I am streaming tweets using Tweepy filtered by these tags ["corona", "quarantine", "covid19"]
If I have this tweet for instance, "I fell down the stairs and ate an apple so no doctor #quarantine" I would like to get strings like "stairs", "apple", and "doctor" as a set of keywords
Is there any way to do this?
I am a beginner at python and I am using video tutorials on Youtube to start this project
class StdOutListener(StreamListener):
def on_data(self, data):
print data
return True
def on_error(self, status):
print status
if __name__ == '__main__':
lis = StdOutListener()
auth = OAuthHandler(consumer_key, consumer_secret)
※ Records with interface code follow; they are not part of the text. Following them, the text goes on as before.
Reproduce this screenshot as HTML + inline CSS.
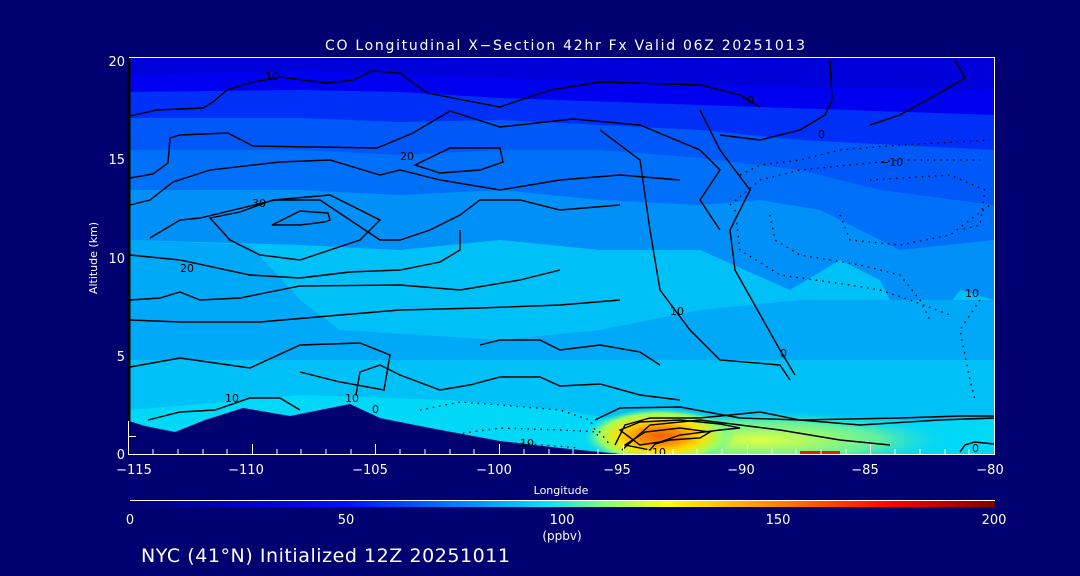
<!DOCTYPE html>
<html><head><meta charset="utf-8"><style>
html,body{margin:0;padding:0;background:#000070;width:1080px;height:576px;overflow:hidden}
svg{display:block}
text{font-family:"DejaVu Sans","Liberation Sans",sans-serif;fill:#fff}
</style></head><body>
<svg width="1080" height="576" viewBox="0 0 1080 576" xmlns="http://www.w3.org/2000/svg">
<defs>
<clipPath id="pc"><rect x="129" y="58" width="865" height="396"/></clipPath>
<linearGradient id="cb" x1="0" x2="1" y1="0" y2="0">
<stop offset="0" stop-color="#000070"/>
<stop offset="0.12" stop-color="#0000c0"/>
<stop offset="0.25" stop-color="#0010ff"/>
<stop offset="0.38" stop-color="#0080ff"/>
<stop offset="0.48" stop-color="#00e0ff"/>
<stop offset="0.55" stop-color="#80ff80"/>
<stop offset="0.62" stop-color="#ffff00"/>
<stop offset="0.75" stop-color="#ff8000"/>
<stop offset="0.88" stop-color="#ff0000"/>
<stop offset="1" stop-color="#800000"/>
</linearGradient>
<radialGradient id="hot" cx="0.5" cy="0.5" r="0.5">
<stop offset="0" stop-color="#f06000"/>
<stop offset="0.3" stop-color="#ff9000"/>
<stop offset="0.55" stop-color="#ffe000"/>
<stop offset="0.8" stop-color="#a0ff60"/>
<stop offset="1" stop-color="#40f0c0" stop-opacity="0"/>
</radialGradient>
<radialGradient id="glow" cx="0.5" cy="0.5" r="0.5">
<stop offset="0" stop-color="#e0ff40"/>
<stop offset="0.6" stop-color="#60f0a0"/>
<stop offset="1" stop-color="#00d0f8" stop-opacity="0"/>
</radialGradient>
</defs>
<g clip-path="url(#pc)">
<rect x="129" y="58" width="865" height="396" fill="#00c0f8"/>
<path d="M129 58H994V300L960 290 930 330 900 320 880 280 840 260 790 290 700 250 600 250 500 240 400 250 300 245 129 240Z" fill="#0090f8"/>
<path d="M129 240L250 245 300 300 340 330 129 320Z" fill="#00a8f8"/>
<path d="M129 320L340 330 500 340 600 330 700 310 800 300 994 300V360H129Z" fill="#00a8f8"/>
<path d="M129 58H994V240L900 250 820 210 760 200 700 205 600 200 500 190 400 195 300 190 129 190Z" fill="#0070f8"/>
<path d="M129 58H994V205L880 190 800 170 700 158 600 150 500 150 400 155 300 150 129 150Z" fill="#0058f8"/>
<path d="M129 58H994V150L800 140 700 130 600 125 500 120 400 122 300 118 129 118Z" fill="#0030f8"/>
<path d="M129 58H994V115L700 105 500 98 400 92 300 90 129 92Z" fill="#0000f0"/>
<path d="M129 58H994V90L700 85 500 78 300 70 129 75Z" fill="#0000d8"/>
<path d="M129 410L300 395 450 400 560 410 620 420 700 420 800 420 994 420V454H129Z" fill="#00d8f8"/>
<ellipse cx="760" cy="440" rx="200" ry="30" fill="url(#glow)"/>
<ellipse cx="660" cy="436" rx="75" ry="28" fill="url(#hot)"/>
<rect x="800" y="451" width="40" height="3" fill="#e02000"/>
<path d="M129 421L145 426 175 432 205 420 243 408 290 416 320 410 350 404 380 418 430 428 500 441 560 448 620 454H129Z" fill="#000070"/>
<g fill="none" stroke="#000" stroke-width="1.4">
<path d="M130 116L157 110 203 108 213 102 227 90 253 82 280 77 327 83 353 80 373 71 400 73 427 93 500 107 550 90 600 82 700 85 740 95 760 107"/>
<path d="M130 178L153 174 168 163 170 138 180 135 228 133 253 146 377 148 413 133 450 111 500 127 573 119 640 125 700 150 720 170 700 200 720 230"/>
<path d="M130 205L150 200 173 182 210 170 280 162 330 160 380 175 400 170 440 180 500 190 560 180 620 175 680 180"/>
<path d="M150 238L180 220 200 218 275 200 320 200 350 220 380 240 400 240 430 230 460 215 480 200 520 200 560 210 620 205"/>
<path d="M210 218L240 212 273 200 330 195 360 210 380 220 360 240 300 260 260 255 230 240Z"/>
<path d="M272 225L300 211 328 213 330 220 325 222 300 225Z"/>
<path d="M415 165L450 148 500 148 503 162 480 170 440 173Z"/>
<path d="M130 255L180 260 250 275 300 278 350 272 400 270 440 262 460 250 460 230"/>
<path d="M130 300L160 298 180 292 200 300 240 298 300 286 400 285 460 290 520 280 560 270"/>
<path d="M130 320L180 322 260 322 340 315 400 310 480 308 560 305 620 300"/>
<path d="M130 367L180 358 250 368 300 345 360 343 390 355 384 390 340 382 300 372"/>
<path d="M148 420L180 412 215 410 250 398 280 398 300 410"/>
<path d="M356 395L360 372 380 365 400 375 440 390 470 385 500 377 540 377 560 386 600 384 640 395 680 400"/>
<path d="M480 345L500 340 540 340 560 350 600 345 640 352 660 365"/>
<path d="M600 130L640 160 650 230 660 290 690 330 720 360 780 365 790 380"/>
<path d="M700 110L720 150 750 190 730 230 735 270 780 350 795 375"/>
<path d="M830 60L832 100 825 115 800 130 760 140 720 135"/>
<path d="M955 60L965 78 945 90 900 115 870 125"/>
<path d="M620 430L640 422 680 420 720 424 740 428 720 430 680 435 660 442 640 445Z"/>
<path d="M625 445L645 432 680 428 710 432 700 438 670 440 655 444 650 450Z"/>
<path d="M622 450L650 425 700 420 740 425 780 430 840 440 890 445"/>
<path d="M615 445L625 425 650 418 700 418 760 412 800 420 860 425 940 420 994 418"/>
<path d="M595 420L620 408 680 407 740 418 800 420 900 418 960 416 994 416"/>
<path d="M960 452L965 445 975 442 994 444"/>
</g>
<g fill="none" stroke="#000" stroke-width="1.3" stroke-dasharray="1.5 5">
<path d="M740 175L760 165 800 160 840 150 900 145 990 140"/>
<path d="M730 205L760 180 800 170 850 165 900 160 980 160"/>
<path d="M735 210L740 250 780 275 850 285 880 290 910 300 950 315"/>
<path d="M770 215L775 240 800 255 860 265 900 275 920 300 930 320"/>
<path d="M840 215L850 240 900 245 950 235 990 205"/>
<path d="M870 180L950 175 985 190 980 225 960 230"/>
<path d="M980 300L960 330 970 380 975 400"/>
<path d="M420 410L460 402 500 405 560 410 590 420 600 440"/>
<path d="M450 435L500 428 560 430 600 432 610 445"/>
<path d="M470 447L520 443 580 448"/>
</g>
<g font-size="11">
<text x="265" y="80" style="fill:#000">10</text>
<text x="740" y="104" style="fill:#000">10</text>
<text x="400" y="160" style="fill:#000">20</text>
<text x="252" y="207" style="fill:#000">30</text>
<text x="180" y="272" style="fill:#000">20</text>
<text x="225" y="402" style="fill:#000">10</text>
<text x="818" y="138" style="fill:#000">0</text>
<text x="880" y="166" style="fill:#000">−10</text>
<text x="670" y="315" style="fill:#000">10</text>
<text x="780" y="357" style="fill:#000">0</text>
<text x="965" y="297" style="fill:#000">10</text>
<text x="345" y="402" style="fill:#000">10</text>
<text x="372" y="413" style="fill:#000">0</text>
<text x="520" y="447" style="fill:#000">10</text>
<text x="652" y="456" style="fill:#000">10</text>
<text x="972" y="452" style="fill:#000">0</text>
</g>
</g>
<g stroke="#fff" stroke-width="1">
<line x1="129" y1="57.5" x2="994" y2="57.5"/>
<line x1="994.5" y1="57" x2="994.5" y2="454"/>
<line x1="128" y1="454.5" x2="995" y2="454.5"/>
</g>
<line x1="129" y1="58" x2="129" y2="421" stroke="#000" stroke-width="3"/>
<g stroke="#fff" stroke-width="1">
<path d="M128.5 421V454M128 436.5H136"/>
<path d="M128.5 454V444M252.5 454V444M375.5 454V444M499.5 454V444M623.5 454V444M747.5 454V444M870.5 454V444M994.5 454V444"/>
<path d="M153 454V449M178 454V449M203 454V449M227 454V449M277 454V449M301 454V449M326 454V449M351 454V449M400 454V449M425 454V449M450 454V449M474 454V449M524 454V449M549 454V449M573 454V449M598 454V449M648 454V449M673 454V449M697 454V449M722 454V449M772 454V449M796 454V449M821 454V449M846 454V449M895 454V449M920 454V449M945 454V449M969 454V449"/>
</g>
<text x="565" y="50" font-size="14" text-anchor="middle" textLength="480" lengthAdjust="spacing">CO Longitudinal X−Section 42hr  Fx Valid 06Z 20251013</text>
<g font-size="13" text-anchor="end">
<text x="125" y="66">20</text><text x="125" y="164">15</text><text x="125" y="263">10</text><text x="125" y="361">5</text><text x="125" y="459">0</text>
</g>
<text transform="translate(97 258) rotate(-90)" font-size="11" text-anchor="middle">Altitude (km)</text>
<g font-size="13" text-anchor="middle">
<text x="134" y="474">−115</text><text x="246" y="474">−110</text><text x="370" y="474">−105</text><text x="494" y="474">−100</text><text x="617" y="474">−95</text><text x="741" y="474">−90</text><text x="865" y="474">−85</text><text x="990" y="474">−80</text>
</g>
<text x="561" y="494" font-size="11" text-anchor="middle">Longitude</text>
<line x1="130" y1="500.5" x2="995" y2="500.5" stroke="#fff"/>
<rect x="130" y="501" width="865" height="6" fill="url(#cb)"/>
<g font-size="13" text-anchor="middle">
<text x="130" y="524">0</text><text x="346" y="524">50</text><text x="562" y="524">100</text><text x="778" y="524">150</text><text x="994" y="524">200</text>
</g>
<text x="562" y="540" font-size="12" text-anchor="middle">(ppbv)</text>
<text x="141" y="562" font-size="19" textLength="369" lengthAdjust="spacing">NYC (41°N) Initialized 12Z 20251011</text>
</svg>
</body></html>
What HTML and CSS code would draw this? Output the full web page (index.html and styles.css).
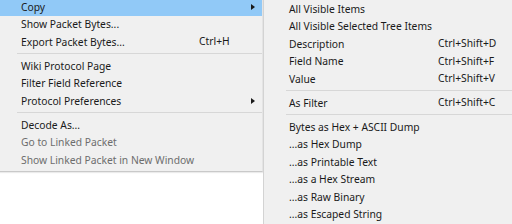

auth.set_access_token(access_token, access_token_secret)
stream = Stream(auth, lis)
stream.filter(track=['covid19','corona','quarantine'])
You can use a list comprehension:
tags = ["corona", "quarantine", "covid19"]
tweet = "I fell down the stairs and ate an apple so no doctor #quarantine"
# print each word in the tweet that is longer than two characters and
# does not contain any of the tag words
print([word for word in tweet.split() if len(word) > 2 and not any(tag in word for tag in tags)])
This isn't a perfect solution, mainly because it excludes words that contain a tag, i.e. if one of the tags were wash
, then the word washington
would be excluded. But it's a start.